Mystery Chinese woman defaces Washington monuments
Cathedral, Lincoln Memorial among targets of accused who refuses to tell court her details
A Chinese woman charged with defacing the Washington National Cathedral has been linked to at least four other incidents of vandalism at US landmarks, including at the Lincoln Memorial, according to prosecutors and court documents.
Tian Jiamei, 58, appeared alongside a Putonghua translator in Superior Court, where a judge ordered her held pending a hearing later this week. Tian was arrested on Monday at the cathedral, where she allegedly used green paint to deface an organ and decorative woodwork in two separate chapels.
The cathedral has said the damage to its chapels, including to a gilded wood altarpiece, will cost thousands of dollars to fix.

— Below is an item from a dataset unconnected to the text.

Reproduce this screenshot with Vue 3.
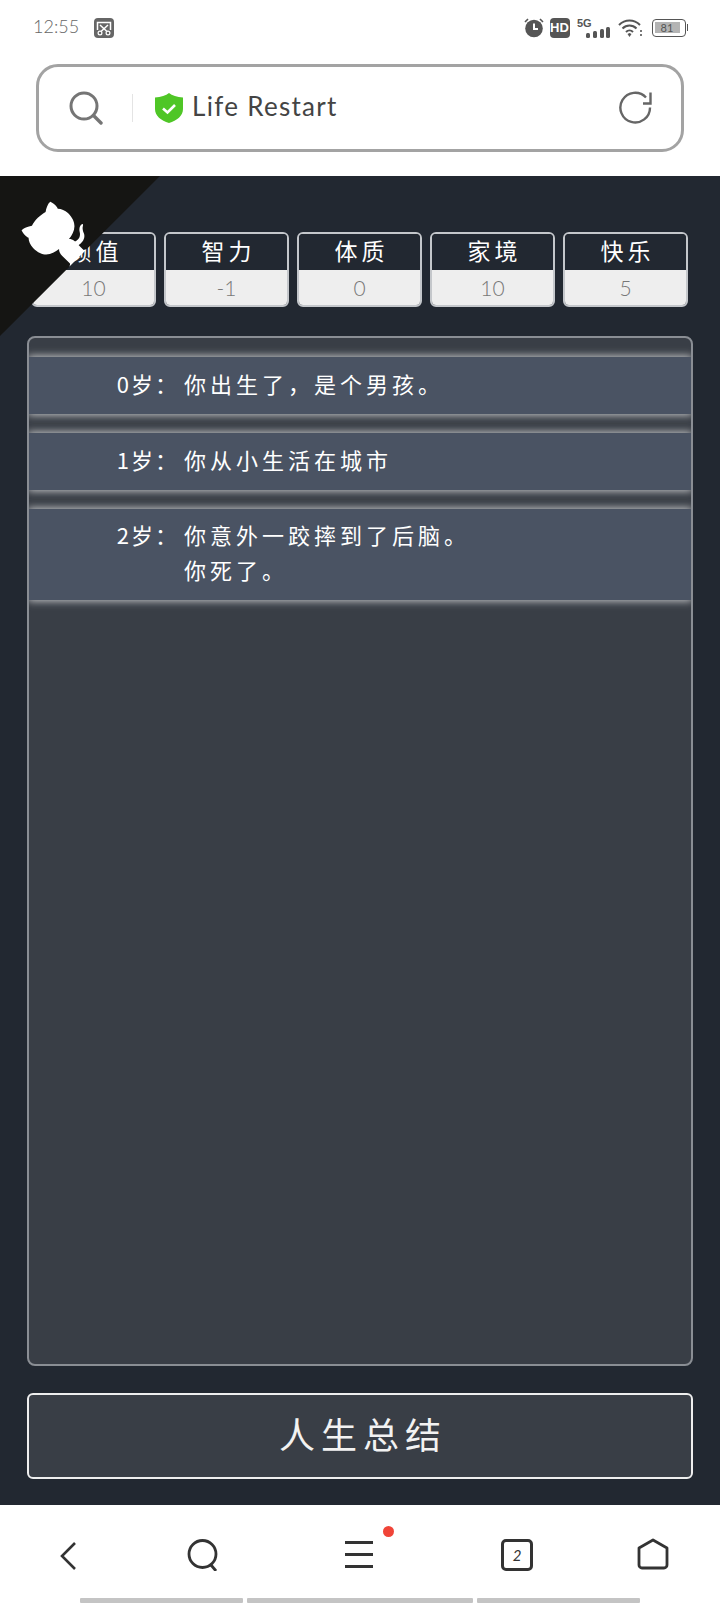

Authorities believe the green paint vandalism was part of a pattern. Green paint was discovered splattered on the Lincoln Memorial on Friday morning, and symbols were later found painted in green on a statue outside the Smithsonian headquarters on the National Mall.
The woman, who has a Chinese passport, arrived in Washington a few days ago and was travelling on an expired visa. Police said she had no fixed address but had told officers that she lived in Los Angeles. She refused to give her phone number, e-mail address or home address, police said, and the language barrier complicated initial efforts to interview her.